Lord of the Flies was forever a burden round Golding’s neck, and there is no mistaking his long irritation with its pre-eminence. Most of us have been tempted to feel the same way, having had to study it and write essays about intrinsic evil afterwards. Forever afterwards, Golding and his publisher Charles Monteith had to put up with letters from know-it-all schoolboys about Piggy’s glasses. (Since Piggy was myopic, it seemed unlikely that his glasses could be used to light a fire, as the novel suggests). ‘What a horrible little boy,’ Golding wrote to Monteith about one such correspondent. ‘Let’s hope he takes up drug-smuggling in Turkey.’
Golding had difficulty breaking into print; his first novel was only just rescued from the rejection from which Faber’s reader, the famous Polly Perkins, had consigned it with the words ‘Absurd and uninteresting fantasy … rubbish and dull. Pointless’. After that, too, many of Golding’s novels were often greeted with a certain amount of carping. Even some of his best novels, such as Free Fall came out to a torrent of abuse. He never took the trouble to meet fellow authors, and at a Booker dinner in the 1970s is reported as sitting there with his wife, knowing nobody at all. Amazingly, in 1979, he was so humiliated, on a first trip to the London Library, not to have known what ‘quarto’ meant on the catalogue cards that he had to console himself with dinner and drinks with Angus Wilson. He is surprisingly difficult to envisage in relation to any of the literary movements of the postwar period, neither Angry Young Man, nor mystic, nor magic realist, nor historical novelist except in the most literal sense. The crucial events of his life, we might conclude after reading this biography, were nothing to do with his books, but might be such tragedies as his abandonment of sailing after the loss of his boat Tenace and coming close to death. His best novels are the untidiest and initially most puzzling, such as the strange autobiographical fantasy Free Fall and that magnificent mythological take on late-seventies sociological despair, Darkness Visible. No: he deserves to be read in bulk.
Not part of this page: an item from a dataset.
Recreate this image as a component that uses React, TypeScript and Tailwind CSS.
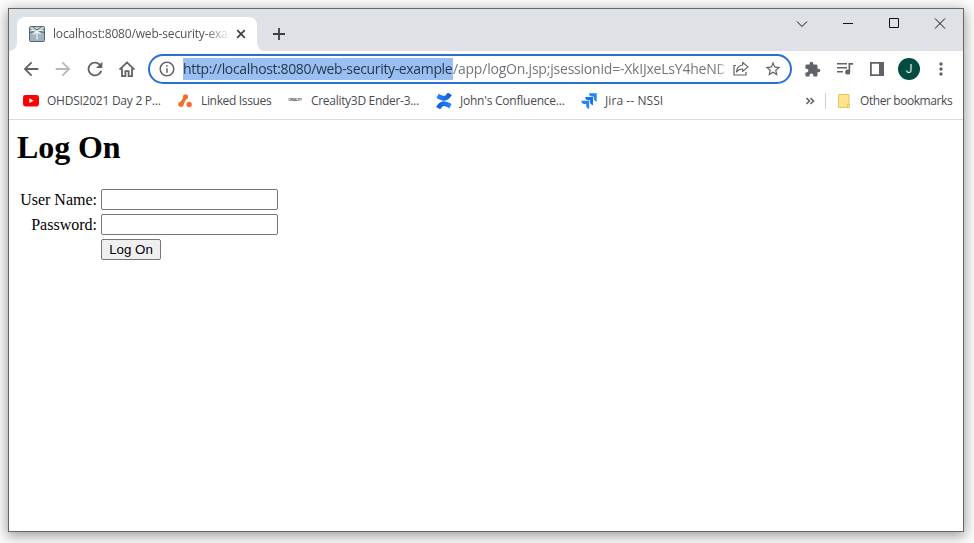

The personality uncovered by Carey is an awkward one, self-punishing and full of fears and worries. A good deal of pre-publicity for this biography has centred on the idea that Golding committed rape in youth.
Having read it, the reader must conclude that the accusation comes from Golding himself, and falls into a large number of incidents of self-flagellation and repentance. He was one of those people who liked to put the worst possible spin on his own behaviour, and it is not inconceivable that he engineered some incidents in order to experience the shame and humiliation afterwards. There are several letters of apology here for some late-night overstepping the mark after over-indulging (the reader is left in no doubt that Golding was quite a sot). Sometimes this is trivial; sometimes Golding’s behaviour seems to call for the sort of repentance he so enjoys. Carey is exceedingly funny about Golding’s disastrous trip to Egypt to research what became An Egyptian Journal. On the other hand, the distinguished novelist Ahdaf Soueif, who with her brother gave him considerable help and support during the trip, was not amused to read, among other things, that she had been reduced to a sentence about a Doctor Hamdi turning up ‘together with the females of Alaa’s apparently extended family’. That is bad behaviour of quite a different order.
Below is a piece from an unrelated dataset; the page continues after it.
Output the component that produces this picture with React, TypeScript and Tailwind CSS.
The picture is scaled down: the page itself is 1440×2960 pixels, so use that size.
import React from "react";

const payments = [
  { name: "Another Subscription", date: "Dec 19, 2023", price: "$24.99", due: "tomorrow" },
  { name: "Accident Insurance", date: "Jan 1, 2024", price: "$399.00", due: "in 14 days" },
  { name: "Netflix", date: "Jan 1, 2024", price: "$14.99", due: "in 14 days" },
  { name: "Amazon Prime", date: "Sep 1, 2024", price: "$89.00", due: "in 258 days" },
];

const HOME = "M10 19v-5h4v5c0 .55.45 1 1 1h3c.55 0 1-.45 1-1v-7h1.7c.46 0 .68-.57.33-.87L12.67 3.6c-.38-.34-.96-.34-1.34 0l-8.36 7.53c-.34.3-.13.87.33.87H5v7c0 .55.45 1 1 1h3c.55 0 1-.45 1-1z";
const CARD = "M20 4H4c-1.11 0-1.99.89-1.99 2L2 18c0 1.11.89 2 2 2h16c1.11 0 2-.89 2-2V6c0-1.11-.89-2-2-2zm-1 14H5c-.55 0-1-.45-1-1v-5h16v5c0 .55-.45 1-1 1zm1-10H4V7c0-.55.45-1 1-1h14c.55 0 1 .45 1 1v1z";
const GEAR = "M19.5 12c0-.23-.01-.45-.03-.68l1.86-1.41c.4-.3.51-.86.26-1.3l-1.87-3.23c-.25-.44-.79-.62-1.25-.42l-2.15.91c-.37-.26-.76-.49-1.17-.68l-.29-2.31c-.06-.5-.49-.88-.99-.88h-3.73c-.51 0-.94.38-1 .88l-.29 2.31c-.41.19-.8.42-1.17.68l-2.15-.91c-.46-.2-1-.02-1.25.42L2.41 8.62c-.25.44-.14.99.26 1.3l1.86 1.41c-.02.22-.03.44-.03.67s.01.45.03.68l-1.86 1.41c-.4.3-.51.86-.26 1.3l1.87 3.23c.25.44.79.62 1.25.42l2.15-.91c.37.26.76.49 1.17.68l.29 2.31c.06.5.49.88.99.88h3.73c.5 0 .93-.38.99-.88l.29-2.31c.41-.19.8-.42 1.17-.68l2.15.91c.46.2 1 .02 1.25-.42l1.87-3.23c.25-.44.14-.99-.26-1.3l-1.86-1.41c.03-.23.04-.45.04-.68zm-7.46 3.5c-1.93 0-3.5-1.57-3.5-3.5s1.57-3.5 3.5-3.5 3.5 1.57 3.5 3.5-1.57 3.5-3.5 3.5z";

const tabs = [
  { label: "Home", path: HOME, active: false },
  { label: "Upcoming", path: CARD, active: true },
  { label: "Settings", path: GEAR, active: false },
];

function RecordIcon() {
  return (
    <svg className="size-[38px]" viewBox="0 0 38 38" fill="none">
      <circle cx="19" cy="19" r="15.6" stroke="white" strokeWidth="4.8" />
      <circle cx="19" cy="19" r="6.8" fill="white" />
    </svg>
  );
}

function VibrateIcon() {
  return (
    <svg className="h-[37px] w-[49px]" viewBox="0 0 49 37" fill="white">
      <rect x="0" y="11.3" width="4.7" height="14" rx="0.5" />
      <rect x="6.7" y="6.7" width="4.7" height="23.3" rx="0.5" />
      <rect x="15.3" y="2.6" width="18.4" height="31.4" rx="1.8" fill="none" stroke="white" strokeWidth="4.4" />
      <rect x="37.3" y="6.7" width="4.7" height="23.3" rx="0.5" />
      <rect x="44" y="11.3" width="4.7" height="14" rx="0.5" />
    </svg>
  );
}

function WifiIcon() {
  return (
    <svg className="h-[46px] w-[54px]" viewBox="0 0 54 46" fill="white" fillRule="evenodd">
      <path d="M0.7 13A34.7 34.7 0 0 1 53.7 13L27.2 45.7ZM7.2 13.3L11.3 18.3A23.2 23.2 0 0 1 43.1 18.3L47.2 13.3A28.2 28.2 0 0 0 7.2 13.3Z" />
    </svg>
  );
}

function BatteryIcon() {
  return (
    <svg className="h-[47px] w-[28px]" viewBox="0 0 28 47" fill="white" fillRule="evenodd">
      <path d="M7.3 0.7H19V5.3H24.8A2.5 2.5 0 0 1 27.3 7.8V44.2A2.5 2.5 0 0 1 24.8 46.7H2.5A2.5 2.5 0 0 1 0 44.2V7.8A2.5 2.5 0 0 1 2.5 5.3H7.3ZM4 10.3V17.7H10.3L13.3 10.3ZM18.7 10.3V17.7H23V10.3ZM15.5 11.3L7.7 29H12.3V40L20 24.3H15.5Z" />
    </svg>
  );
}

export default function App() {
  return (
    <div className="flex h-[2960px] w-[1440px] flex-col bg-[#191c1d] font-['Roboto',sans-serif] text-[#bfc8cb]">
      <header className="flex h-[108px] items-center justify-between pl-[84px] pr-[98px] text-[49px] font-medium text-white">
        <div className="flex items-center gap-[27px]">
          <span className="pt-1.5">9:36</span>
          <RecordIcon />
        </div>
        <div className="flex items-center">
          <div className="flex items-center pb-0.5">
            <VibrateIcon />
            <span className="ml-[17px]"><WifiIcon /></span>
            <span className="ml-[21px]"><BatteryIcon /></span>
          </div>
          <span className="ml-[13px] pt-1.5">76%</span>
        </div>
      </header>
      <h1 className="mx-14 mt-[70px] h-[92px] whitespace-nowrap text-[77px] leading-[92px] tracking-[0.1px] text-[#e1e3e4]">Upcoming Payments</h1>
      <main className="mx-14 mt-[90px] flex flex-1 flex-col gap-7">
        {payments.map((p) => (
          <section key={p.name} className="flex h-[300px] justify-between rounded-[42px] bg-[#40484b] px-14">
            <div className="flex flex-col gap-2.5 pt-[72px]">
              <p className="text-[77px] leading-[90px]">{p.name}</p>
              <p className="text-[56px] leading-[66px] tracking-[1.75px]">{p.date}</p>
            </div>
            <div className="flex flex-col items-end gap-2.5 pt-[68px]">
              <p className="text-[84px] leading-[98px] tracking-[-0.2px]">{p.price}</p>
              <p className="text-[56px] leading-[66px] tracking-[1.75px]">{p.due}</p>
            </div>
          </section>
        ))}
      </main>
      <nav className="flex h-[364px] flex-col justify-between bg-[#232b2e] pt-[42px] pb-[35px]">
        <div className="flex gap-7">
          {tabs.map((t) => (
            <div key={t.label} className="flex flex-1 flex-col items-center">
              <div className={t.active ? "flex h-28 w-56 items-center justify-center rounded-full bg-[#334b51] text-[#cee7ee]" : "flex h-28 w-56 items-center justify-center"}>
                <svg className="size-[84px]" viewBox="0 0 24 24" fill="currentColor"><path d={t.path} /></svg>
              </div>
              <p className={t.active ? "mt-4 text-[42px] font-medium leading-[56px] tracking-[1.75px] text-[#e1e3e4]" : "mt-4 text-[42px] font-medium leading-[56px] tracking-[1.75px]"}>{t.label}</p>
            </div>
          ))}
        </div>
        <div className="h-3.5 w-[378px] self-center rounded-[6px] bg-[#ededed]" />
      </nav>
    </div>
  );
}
‘Basically,’ Golding wrote to Carey towards the end of his life, ‘I despise myself and am anxious not to be discovered, uncovered, detected, rumbled,’ that loving variance of the envisaged punishment telling its own tale. In the end, the daunting, sage-like hermit of his last years remained, as Carey respectfully and convincingly suggests, the same self-doubting, needy, self-critical but love-hungry man so unmistakably documented in Free Fall. I wonder whether Carey hangs back from one or two conclusions which the reader might guess at; there are suggestions from witnesses as well as from Golding in self-lacerating mood that he might have been fundamentally homosexual, lending an interesting aspect to Colley’s humiliation in Rites of Passage. There is, too, one ‘friendship’ with a woman not Golding’s wife which seems to lead to a more dramatic sequence of events than friendship normally entails. But for the most part, this is a biography which does exactly what a literary biography should do, and send you back to the novels. They turn out to be just as good as we always thought.